Y claro está que, por hablar de las cosas importantes, quedan silenciadas etapas deliciosas, entremezcladas a las brillantes en andanzas. Ya afincada en Madrid, en mis primeros años de Maravillas, correteando en mis cursos académicos, al llegar las vacaciones, visitas a la abuela de Valladolid, excursiones a tantos pueblos, difícil recordar aquellos momentos tan luminosos como gemas talladas con facetas de memoria y olvido. Inmersión en los pueblos de los tíos queridos (tengo que detenerme en un paréntesis para mentar un libro que el tiempo atropelló tristemente, el libro era —de haber sido— Monumento a mis tíos, númenes de la ruta ascendente, mentores de los pequeños y exquisitos pecados). ¿Cómo hablar de aquellos pueblos inefables? He llevado Simancas a una insensata historia de amor, pero otros menos gloriosos me han inspirado a veces versos impensados, esos versos, que saltan como la rana al charco… Del maravilloso Santibáñez de Valcorba, Sardón de Duero, Traspinedo, alamedas voladas por la oropéndola, oriol, pájaro de oro, gritando con la intensidad de la luz en las hojas temblonas de los chopos. En Santibáñez, era la persecución con lazos ocultos para alcanzarla por mi desaforado capricho. El recuerdo —más bien visión súbita— de mi más arriesgado paladín brotó un día en cinco versos, a los que di categoría de oda, comprimiendo en tan poco espacio su infinitud. Tengo la tentación de lanzarla entre esta prosa, confesando que más tarde la extendí como canto a Castilla, largo, insoportable tal vez si lo recitase. No lo temáis, os daré sólo la síntesis, semblanza del doncel —permitidme resucitar la juventud de esta palabra—. El doncel era así.

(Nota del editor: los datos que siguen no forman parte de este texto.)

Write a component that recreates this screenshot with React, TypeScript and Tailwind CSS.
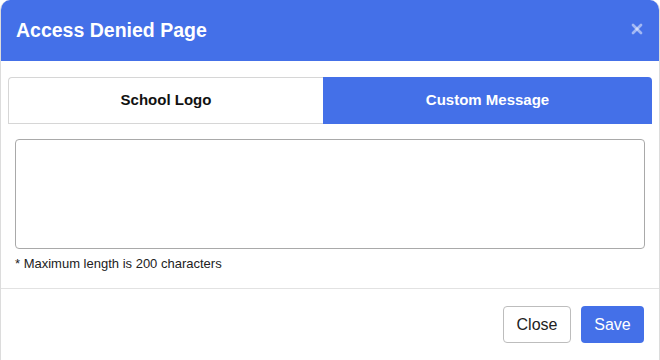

¿Qué, menos que pavesa o fuego fatuo

serán mi nombre y rostro en tu memoria?

¡Oh dulce rubio amigo de otros tiempos!,

¡Oh Leónidas áureo entre las mieses!,

De la Tierra de Campos fiel cachorro.

Prodigioso vivir el verano entre los mozos, amigos del maestro joven, mi tío Marcos, ya personaje de Rodilana glosado en mi autobiografía de la infancia; allí en Rodilana, a mis siete años, mi amor era Victoriano el Grande, que me enseñaba a cazar lagartijas, tan cerca de la tierra con todos los sentidos sumergidos en su proximidad… Es la misma relación que mantuve en todas mis andanzas, lo mismo fue en Italia leer o meditar en el jardín, bajo laureles, o salir a los montes con los cazadores, cruzar el Piave sobre las nubes y a varios miles de metros, Timoteo pintando, yo durmiendo al sol envuelta en mantas, y a las doce comer como fieras y beber Chianti sin parar, cosa tan armónica como en Rodilana, en mi pintada merienda en el Adaja, atrapar la bota y beber el vino de La Seca hasta la marcha en un indecible sueño, al lento ritmo de la mula en los brazos de Victoriano.

Creo que carezco de amenidad, la reiteración incansable puede hacerme pesada, pero es, al mismo tiempo, el arraigamiento que me mantiene —algo así como un árbol andante—… Tal vez sea esa mezcla arbitraria la que caracteriza al Caballero de la Mancha, ese contrasentido que parte de él y se reparte por todas estas tierras que nos retienen y nos lanzan.